Peds Pals help kids conquer school challenges while coping with hospital visits

SYRACUSE, N.Y.-- Frequent or extended absences, changes in physical appearance, medication management and pain are just a few of the special challenges that pediatric patients face at school. Patients at the Waters’ Center for Childhood Cancers and Blood Disorders at Upstate Golisano Children’s Hospital have some new friends helping them to prepare for and overcome those challenges. They are Upstate Medical University College of Medicine students who have volunteered to be Peds Pals.

Upstate student Michael Enechukwu, Class of 2017, and Kristi Griffin, education specialist at Upstate Golisano Children’s Hospital, developed the Peds Pals program. This year’s program includes 21 students, who team up to mentor 10 patients. Each Peds Pal is connected to the patient’s school to ensure that they are providing appropriate academic support and may visit the school on occasion. Likewise, patients have visited their pals at school, sometimes working on projects side-by-side in the Upstate Health Sciences Library.

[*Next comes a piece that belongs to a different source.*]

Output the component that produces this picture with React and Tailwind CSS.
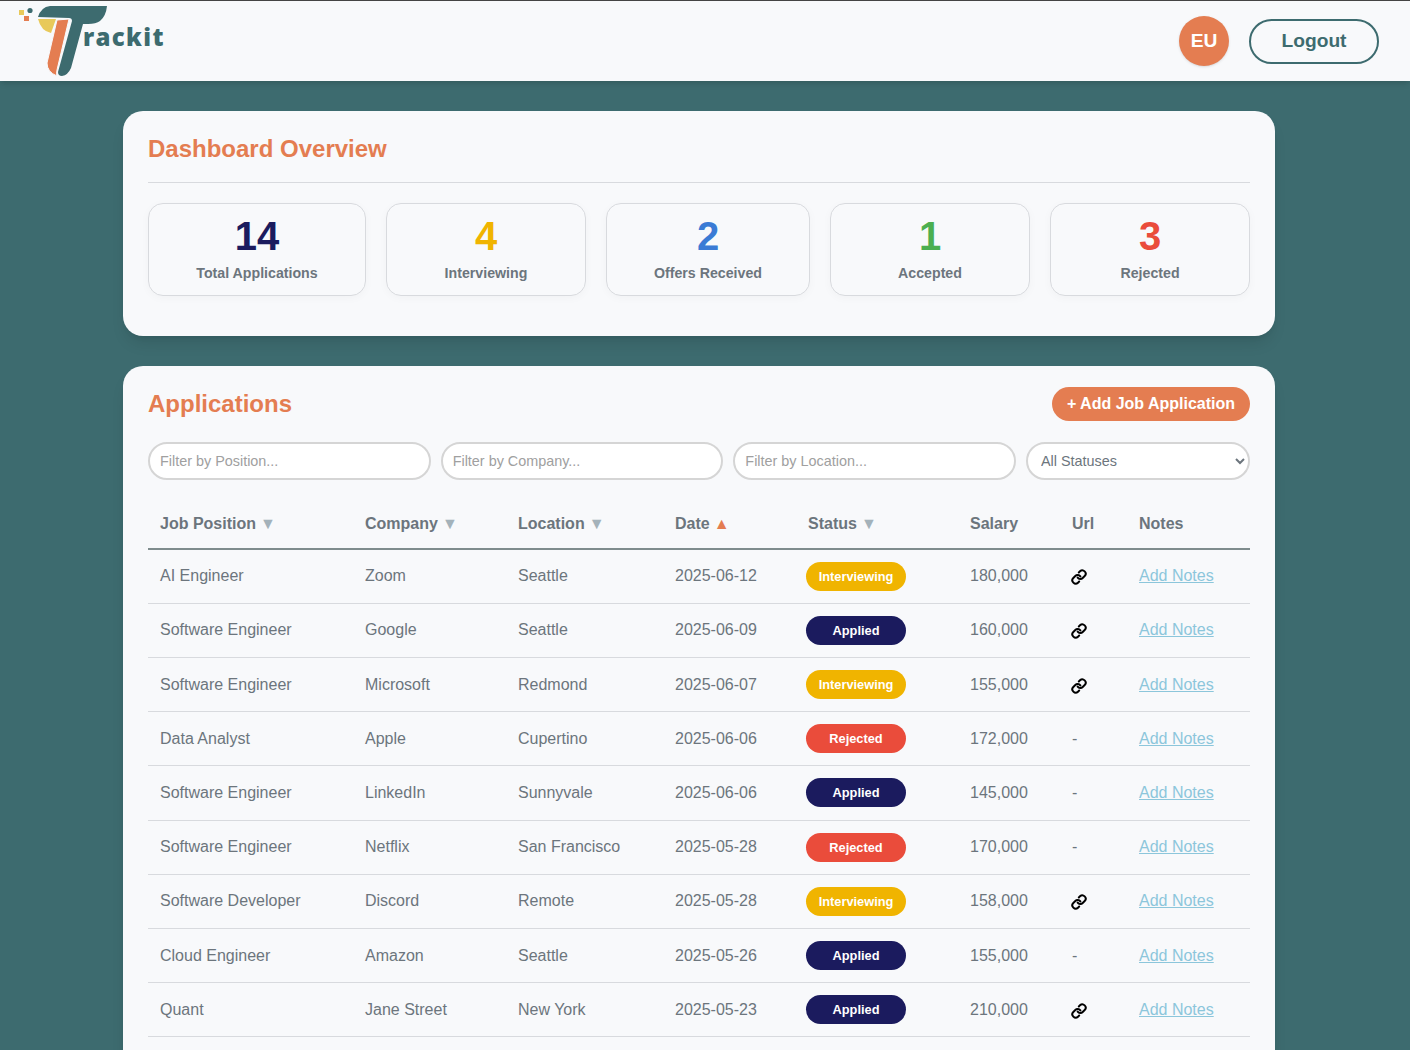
import { Link } from "lucide-react";

const stats = [
  { value: "14", label: "Total Applications", color: "text-[#1b1b5e]", width: "w-[218px]" },
  { value: "4", label: "Interviewing", color: "text-[#f0b400]", width: "w-[200px]" },
  { value: "2", label: "Offers Received", color: "text-[#3a7bd5]", width: "w-[204px]" },
  { value: "1", label: "Accepted", color: "text-[#4caf50]", width: "w-[200px]" },
  { value: "3", label: "Rejected", color: "text-[#ea4c3b]", width: "w-[200px]" },
];

const statusColors = {
  Interviewing: "bg-[#f0b400]",
  Applied: "bg-[#1b1b5e]",
  Rejected: "bg-[#ea4c3b]",
  Offer: "bg-[#3a7bd5]",
};

const rows = [
  ["AI Engineer", "Zoom", "Seattle", "2025-06-12", "Interviewing", "180,000", true],
  ["Software Engineer", "Google", "Seattle", "2025-06-09", "Applied", "160,000", true],
  ["Software Engineer", "Microsoft", "Redmond", "2025-06-07", "Interviewing", "155,000", true],
  ["Data Analyst", "Apple", "Cupertino", "2025-06-06", "Rejected", "172,000", false],
  ["Software Engineer", "LinkedIn", "Sunnyvale", "2025-06-06", "Applied", "145,000", false],
  ["Software Engineer", "Netflix", "San Francisco", "2025-05-28", "Rejected", "170,000", false],
  ["Software Developer", "Discord", "Remote", "2025-05-28", "Interviewing", "158,000", true],
  ["Cloud Engineer", "Amazon", "Seattle", "2025-05-26", "Applied", "155,000", false],
  ["Quant", "Jane Street", "New York", "2025-05-23", "Applied", "210,000", true],
];

const columns = [
  { name: "Job Position", width: "w-[205px]", sort: "down" },
  { name: "Company", width: "w-[153px]", sort: "down" },
  { name: "Location", width: "w-[157px]", sort: "down" },
  { name: "Date", width: "w-[133px]", sort: "up" },
  { name: "Status", width: "w-[162px]", sort: "down" },
  { name: "Salary", width: "w-[102px]" },
  { name: "Url", width: "w-[67px]" },
  { name: "Notes", width: "w-[123px]" },
];

function Logo() {
  return (
    <div className="flex items-start">
      <svg width="95" height="80" viewBox="15 1 95 80" className="shrink-0">
        <rect x="19" y="10" width="5" height="5" fill="#e8c95a" />
        <circle cx="30" cy="10.5" r="2.6" fill="#3d6b6f" />
        <rect x="24" y="16" width="5" height="5" fill="#e47d51" />
        <path d="M38 17 Q41 7 50 6 L107 6 Q106 16 100 21 Q96 24 88 24 L83 24 L71 68 Q68 75 62 76 Q58 76 58 72 L72 21 Q72 18 69 18 Z" fill="#3d6b6f" />
        <path d="M38 19 L56 19 L51 33 Q41 31 38 19 Z" fill="#e8c95a" />
        <path d="M57 20 L69 19 L57 70 Q56 74 57 76 Q47 72 47 63 Z" fill="#e47d51" stroke="#f8f9fb" strokeWidth="1" />
      </svg>
      <span className="-ml-[27px] mt-[20px] font-['Open_Sans',sans-serif] text-[24px] leading-[32px] font-extrabold tracking-[0.055em] text-[#3d6b6f]">
        rackit
      </span>
    </div>
  );
}

function Pill({ status }) {
  return (
    <span className={`-ml-0.5 inline-block h-[29px] w-[100px] rounded-full text-center text-[12.8px] leading-[29px] font-bold text-white ${statusColors[status]}`}>
      {status}
    </span>
  );
}

export default function App() {
  return (
    <div className="min-h-screen bg-[#3d6b6f] font-['Liberation_Sans',Arial,sans-serif]">
      <header className="flex h-[81px] items-start justify-between border-t border-[#444] bg-[#f8f9fb] pr-[31px] pl-[15px] shadow-md">
        <Logo />
        <div className="mt-[15px] flex items-center gap-5">
          <div className="flex h-[50px] w-[50px] items-center justify-center rounded-full bg-[#e47d51] text-[19.2px] font-bold text-white shadow-sm">
            EU
          </div>
          <button className="h-[45px] w-[130px] rounded-full border-2 border-[#3d6b6f] text-[19.2px] font-bold text-[#3d6b6f]">
            Logout
          </button>
        </div>
      </header>

      <main className="ml-[123px] flex w-[1152px] flex-col gap-[30px] pt-[30px] pb-10">
        <section className="rounded-[20px] bg-[#f8f9fb] p-[25px] pb-10 shadow-lg">
          <h2 className="border-b border-[#d8dade] pb-[20px] text-[24px] leading-[26px] font-bold text-[#e47d51]">
            Dashboard Overview
          </h2>
          <div className="mt-5 flex gap-5">
            {stats.map((s) => (
              <div key={s.label} className={`h-[93px] rounded-[15px] border border-[#d8dade] pt-[9px] text-center shadow-[0_2px_10px_rgba(0,0,0,0.03)] ${s.width}`}>
                <div className={`text-[40px] leading-[46px] font-bold ${s.color}`}>{s.value}</div>
                <div className="mt-[6px] text-[14.2px] leading-[17px] font-bold text-[#6c757d]">{s.label}</div>
              </div>
            ))}
          </div>
        </section>

        <section className="rounded-[20px] bg-[#f8f9fb] px-[25px] pt-[21px] pb-6 shadow-lg">
          <div className="flex items-center justify-between">
            <h2 className="text-[24px] leading-[28px] font-bold text-[#e47d51]">Applications</h2>
            <button className="h-[34px] w-[198px] rounded-full bg-[#e47d51] text-[16px] font-bold text-white">
              + Add Job Application
            </button>
          </div>

          <div className="mt-[21px] flex gap-2.5">
            {["Position", "Company", "Location"].map((f) => (
              <input
                key={f}
                placeholder={`Filter by ${f}...`}
                className="h-[38px] min-w-0 flex-1 rounded-full border-2 border-[#d5d5d5] bg-white px-2.5 text-[14.4px] text-[#495057] outline-none placeholder:text-[#a0a0a0]"
              />
            ))}
            <select className="h-[38px] w-[224px] rounded-full border-2 border-[#d5d5d5] bg-white pr-2 pl-[9px] text-[14.4px] text-[#6c757d] outline-none">
              <option>All Statuses</option>
            </select>
          </div>

          <table className="mt-5 w-full table-fixed border-collapse text-left text-[16px] text-[#6c757d]">
            <thead>
              <tr className="h-[49.1px] border-b-2 border-[#7f8c8d]">
                {columns.map((c) => (
                  <th key={c.name} className={`px-3 font-bold ${c.width}`}>
                    {c.name}
                    {c.sort === "down" && <span className="ml-1 text-[16px] text-[#a4b2ba]">▼</span>}
                    {c.sort === "up" && <span className="ml-1 text-[16px] text-[#e47d51]">▲</span>}
                  </th>
                ))}
              </tr>
            </thead>
            <tbody>
              {rows.map((r, i) => (
                <tr key={i} className="h-[54.2px] border-b border-[#d8dade]">
                  <td className="px-3">{r[0]}</td>
                  <td className="px-3">{r[1]}</td>
                  <td className="px-3">{r[2]}</td>
                  <td className="px-3">{r[3]}</td>
                  <td className="px-3"><Pill status={r[4]} /></td>
                  <td className="px-3">{r[5]}</td>
                  <td className="px-3">
                    {r[6] ? <Link size={16} strokeWidth={3} className="-ml-px translate-y-px text-black" /> : "-"}
                  </td>
                  <td className="px-3">
                    <a href="#" className="text-[#8cc6db] underline">Add Notes</a>
                  </td>
                </tr>
              ))}
              <tr className="h-[54.2px]">
                <td className="px-3" colSpan={4}></td>
                <td className="px-3"><Pill status="Offer" /></td>
                <td className="px-3" colSpan={3}></td>
              </tr>
            </tbody>
          </table>
        </section>
      </main>
    </div>
  );
}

“Often a school will require that there be interventions before they offer accommodations or assistance,” Griffin explained. “Some of our Peds Pals regularly go to the patient’s school to meet with teachers. I’m unbelievably impressed by the caliber of humanity and emotional commitment made by the medical students in this program.”

Griffin previously implemented a tutoring program that was staffed by retired teachers and Syracuse University students that consisted exclusively of tutoring sessions at the hospital. Because Upstate students staff the Peds Pals program, the relationship between a patient and their pal can include off-site activities, like a back-to-school shopping excursion or even a backstage experience at a Macklemore and Ryan Lewis concert.

Participation in the program is rewarding for the medical students. Former participant Sarah Kline, Class of 2016, says, “Outside of the hospital, we learn about what day-to-day life is actually like for the patient. This experience taught me how important it is to get to know my patient, and not just her disease and treatment course.”

Caption: Participants in the 2014-2015 Peds Pals program on a recent visit to the Water’s Center for Childhood Cancer and Blood Disorders. The Peds Pals are students at Upstate Medical University who work in pairs to tutor and mentor patients at the center. There are currently 10 patients receiving services from the program.